Hard News Article - 3 November 2003

bio curriculum vitae writing portfolio links home

The deadliest single attack on Americans since the end of the war on May 1st occured yesterday in Fallujah as a U.S. dual prop Chinook helicopter was shot down by shoulder-fired missile. 21 soldiers were wounded and 15 were killed as the Chinook crashed into a field.

“Fallujah will always be a cemetery for Americans,” reads the slogan scrawled across the main street sign of this market town between Baghdad and Jordan. Local residents of Fallujah appeared elated at the crash and waved pieces of wreckage to journalists at the scene. Moments after the attack, soldiers secured the area, told journalists to leave the scene and confiscated footage. The downed helicopter will hurt already waining troop morale. The troops who died were about to go on leave.

President Bush was at his Crawford, Texas ranch during the attack and has yet to publicly comment on the incident. A recent opinion poll released yesterday in the U.S. showed that over half of all Americans disapprove of the President’s handling of Iraq and another poll showed that two-thirds of Americans reject his appeal for a further $87 billion to finance the Iraqi occupation. Bush makes this financial appeal at the same time as he pushes to stimulate the weak U.S. economy. Senator Dick Lugar has urged the President to make ammends with France and Germany who have offered no financial assistance towards reconstruction in Iraq.

Senator Joe Biden stated that the U.S. acts as if, “we have won some sort of prize. This is an awful, awful burden. We won the war unilaterally, but we cannot win the peace unilaterally.” More American soldiers have now died during the reconstruction and occupation of Iraq than did during the war to oust Saddam Hussein.
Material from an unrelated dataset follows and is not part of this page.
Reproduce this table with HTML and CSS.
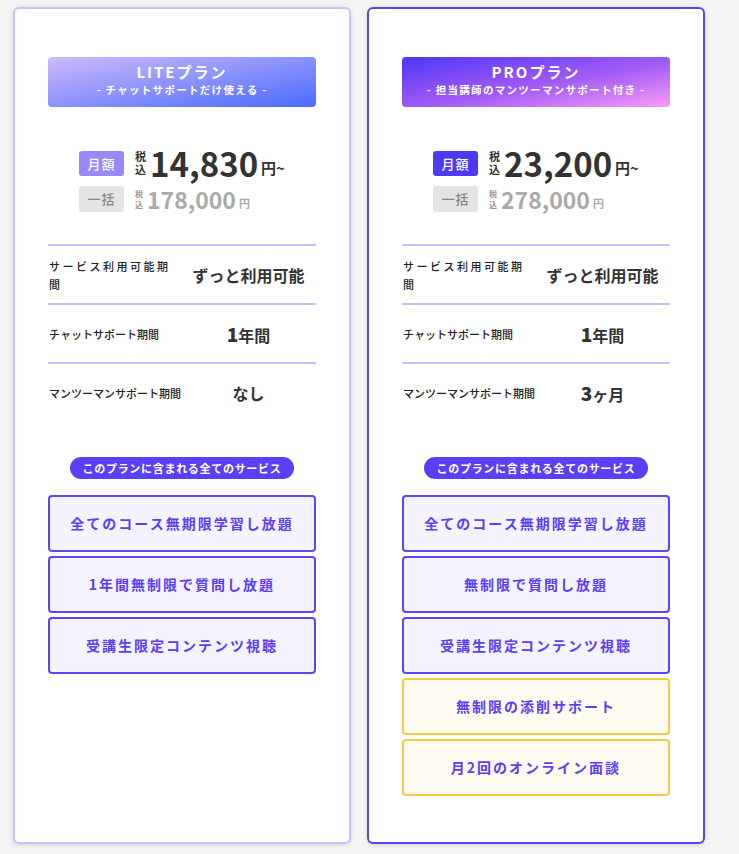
FILE: index.html
```html
<!DOCTYPE html>
<html lang="ja">
<head>
    <meta charset="UTF-8">
    <meta name="viewport" content="width=device-width, initial-scale=1.0">
    <title>料金プラン</title>
    <link rel="stylesheet" href="styles.css">
</head>
<body>

    <div class="plans">

        <!-- LITEプラン -->
        <div class="plan plan-lite">
            <div class="plan-head">
                <p class="plan-name">LITEプラン</p>
                <p class="plan-sub">- チャットサポートだけ使える -</p>
            </div>

            <div class="price">
                <div class="price-row">
                    <span class="tag tag-month">月額</span>
                    <span class="tax">税込</span>
                    <span class="amount">14,830</span>
                    <span class="yen">円~</span>
                </div>
                <div class="price-row price-lump">
                    <span class="tag tag-lump">一括</span>
                    <span class="tax">税込</span>
                    <span class="amount">178,000</span>
                    <span class="yen">円</span>
                </div>
            </div>

            <div class="terms">
                <div class="term">
                    <span class="term-label term-label-wide">サービス利用可能期間</span>
                    <span class="term-value">ずっと利用可能</span>
                </div>
                <div class="term">
                    <span class="term-label">チャットサポート期間</span>
                    <span class="term-value"><b>1</b>年間</span>
                </div>
                <div class="term">
                    <span class="term-label">マンツーマンサポート期間</span>
                    <span class="term-value">なし</span>
                </div>
            </div>

            <p class="services-label">このプランに含まれる全てのサービス</p>
            <ul class="services">
                <li>全てのコース無期限学習し放題</li>
                <li>1年間無制限で質問し放題</li>
                <li>受講生限定コンテンツ視聴</li>
            </ul>
        </div>

        <!-- PROプラン -->
        <div class="plan plan-pro">
            <div class="plan-head">
                <p class="plan-name">PROプラン</p>
                <p class="plan-sub">- 担当講師のマンツーマンサポート付き -</p>
            </div>

            <div class="price">
                <div class="price-row">
                    <span class="tag tag-month">月額</span>
                    <span class="tax">税込</span>
                    <span class="amount">23,200</span>
                    <span class="yen">円~</span>
                </div>
                <div class="price-row price-lump">
                    <span class="tag tag-lump">一括</span>
                    <span class="tax">税込</span>
                    <span class="amount">278,000</span>
                    <span class="yen">円</span>
                </div>
            </div>

            <div class="terms">
                <div class="term">
                    <span class="term-label term-label-wide">サービス利用可能期間</span>
                    <span class="term-value">ずっと利用可能</span>
                </div>
                <div class="term">
                    <span class="term-label">チャットサポート期間</span>
                    <span class="term-value"><b>1</b>年間</span>
                </div>
                <div class="term">
                    <span class="term-label">マンツーマンサポート期間</span>
                    <span class="term-value"><b>3</b>ヶ月</span>
                </div>
            </div>

            <p class="services-label">このプランに含まれる全てのサービス</p>
            <ul class="services">
                <li>全てのコース無期限学習し放題</li>
                <li>無制限で質問し放題</li>
                <li>受講生限定コンテンツ視聴</li>
                <li class="extra">無制限の添削サポート</li>
                <li class="extra">月2回のオンライン面談</li>
            </ul>
        </div>

    </div>

</body>
</html>
```

FILE: styles.css
```css
body {
    margin: 0;
    padding: 7px 13px;
    background-color: #f4f4f4;
    font-family: "Noto Sans CJK JP", "Noto Sans", sans-serif;
    color: #333;
}

p {
    margin: 0;
}

/* カード */
.plans {
    display: grid;
    grid-template-columns: 338px 338px;
    gap: 16px;
}

.plan {
    background-color: #fff;
    border: 2px solid #c9c1ff;
    border-radius: 6px;
    box-shadow: 0 1px 5px rgba(0, 0, 0, 0.12);
    padding: 48px 33px 46px;
    display: flex;
    flex-direction: column;
}

.plan-pro {
    border-color: #5b42f5;
}

/* ヘッダー */
.plan-head {
    height: 50px;
    box-sizing: border-box;
    padding-top: 5px;
    border-radius: 4px;
    color: #fff;
    text-align: center;
}

.plan-lite .plan-head {
    background: linear-gradient(to bottom right, #cdbafc, #4a6bfb);
}

.plan-pro .plan-head {
    background: linear-gradient(to bottom right, #4f36f5, #a35cf6 55%, #f89bf6);
}

.plan-name {
    font-size: 15px;
    font-weight: bold;
    letter-spacing: 2px;
    line-height: 20px;
}

.plan-sub {
    font-size: 10.5px;
    font-weight: bold;
    letter-spacing: 1.3px;
    line-height: 16px;
}

/* 料金 */
.price {
    align-self: center;
    margin-top: 40px;
}

.price-row {
    display: flex;
    align-items: center;
    height: 32px;
}

.price-lump {
    height: 26px;
    margin-top: 7px;
}

.tag {
    width: 45px;
    height: 25px;
    border-radius: 3px;
    font-size: 13px;
    font-weight: 500;
    letter-spacing: 1px;
    line-height: 25px;
    text-align: center;
    margin-right: 11px;
}

.tag-month {
    color: #fff;
    background-color: #9b88f7;
}

.plan-pro .tag-month {
    background-color: #4e3af2;
}

.tag-lump {
    color: #888;
    background-color: #e4e4e4;
    height: 26px;
    line-height: 26px;
}

/* 税込は1文字ずつ縦に並べる */
.tax {
    width: 1em;
    font-size: 11px;
    font-weight: bold;
    line-height: 13px;
    margin-right: 4px;
    word-break: break-all;
}

.amount {
    font-size: 33px;
    font-weight: bold;
    line-height: 32px;
}

.yen {
    font-size: 15px;
    font-weight: bold;
    align-self: flex-end;
    margin-left: 3px;
    line-height: 22px;
}

.price-lump .tax {
    font-size: 8px;
    line-height: 11px;
    color: #999;
    margin-right: 4px;
}

.price-lump .amount {
    font-size: 23px;
    line-height: 26px;
    color: #aaa;
}

.price-lump .yen {
    font-size: 11px;
    color: #aaa;
    line-height: 18px;
}

/* 期間 */
.terms {
    margin-top: 32px;
}

.term {
    display: grid;
    grid-template-columns: 133px 1fr;
    align-items: center;
    height: 57px;
    border-top: 2px solid #c7bfff;
}

.term-label {
    font-size: 11px;
    font-weight: 500;
    line-height: 18px;
    color: #222;
    padding-left: 1px;
}

.term-label-wide {
    letter-spacing: 2.5px;
}

.term-value {
    text-align: center;
    font-size: 16px;
    font-weight: bold;
    color: #333;
}

.term-value b {
    font-size: 19px;
}

/* サービス */
.services-label {
    align-self: center;
    margin-top: 36px;
    background-color: #5a3ff6;
    color: #fff;
    font-size: 11px;
    font-weight: bold;
    letter-spacing: 0.7px;
    line-height: 22px;
    padding: 0 13px;
    border-radius: 11px;
}

.services {
    list-style: none;
    margin: 16px 0 0;
    padding: 0;
    display: flex;
    flex-direction: column;
    gap: 4px;
}

.services li {
    height: 53px;
    border: 2px solid #5d47f3;
    border-radius: 4px;
    background-color: #f5f3ff;
    color: #5a3ff6;
    font-size: 14px;
    font-weight: bold;
    letter-spacing: 2px;
    line-height: 53px;
    text-align: center;
}

.services li.extra {
    border-color: #fbca45;
    background-color: #fffbf1;
}
```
Roughly 33 attacks on American personnel occur per day. The downed Chinook follows a deadly series of suicide attacks last week on police stations and the Red Cross which took 35 lives. Notably as well last Sunday a missile attack was launched on a Baghdad hotel within the U.S. secured area of the city killing an American colonel and nearly killing deputy defence secretary Paul Wolfowitz.

In response to the downed Chinook, Donald Rumsfeld remarked, “In a long, hard war, we’re going to have tragic days, as this is. They are part of a war that is difficult and complicated.” Lieutenant-General Ricardo Sanchez, the U.S. commander in Iraq, recently referred to the persistent attacks against his 150,000 troops as “operationally insignificant.”

Certain analysts have stated that this particular attack may prompt America to rethink its attitude towards Iraq. To this point, American popular opinion, UN concensus or the will of the Iraqi people have not weighed too heavy in policy decision. “This is a new lesson from the resistance, a lesson to the greedy aggressors,” stated a Fallujah resident on the missle attack yesterday.

Last week the U.S. coalition singled out Izzat Ibrahim al-Douri, number two in Hussein’s revolutionary command council, as the mastermind behind the anti-American operation in Iraq. Fallujah has been the strongest area of resistance to the U.S. occupation. The American military claims the resistance forces consist primarily of Hussein’s former Ba’ath government and foreign militants.

The helicopter fleet yesterday was transporting 50 soldiers from Habbaniyah air base outside Fallujah to Baghdad airport. Witnesses saw two missiles launch from a date grove. One missile struck the Chinook and the other missed the helicopters. The attack is believed to have been carried out by the Russian shoulder-fired SA 7 missile known as the “Strella”.

27 American soldiers have been killed in Iraq over the past eight days. At the same time as the missile attack on the Chinook, U.S. military vehicles were destroyed on the streets of Fallujah. Witnesses said that four soldiers were killed but the military has not confirmed this.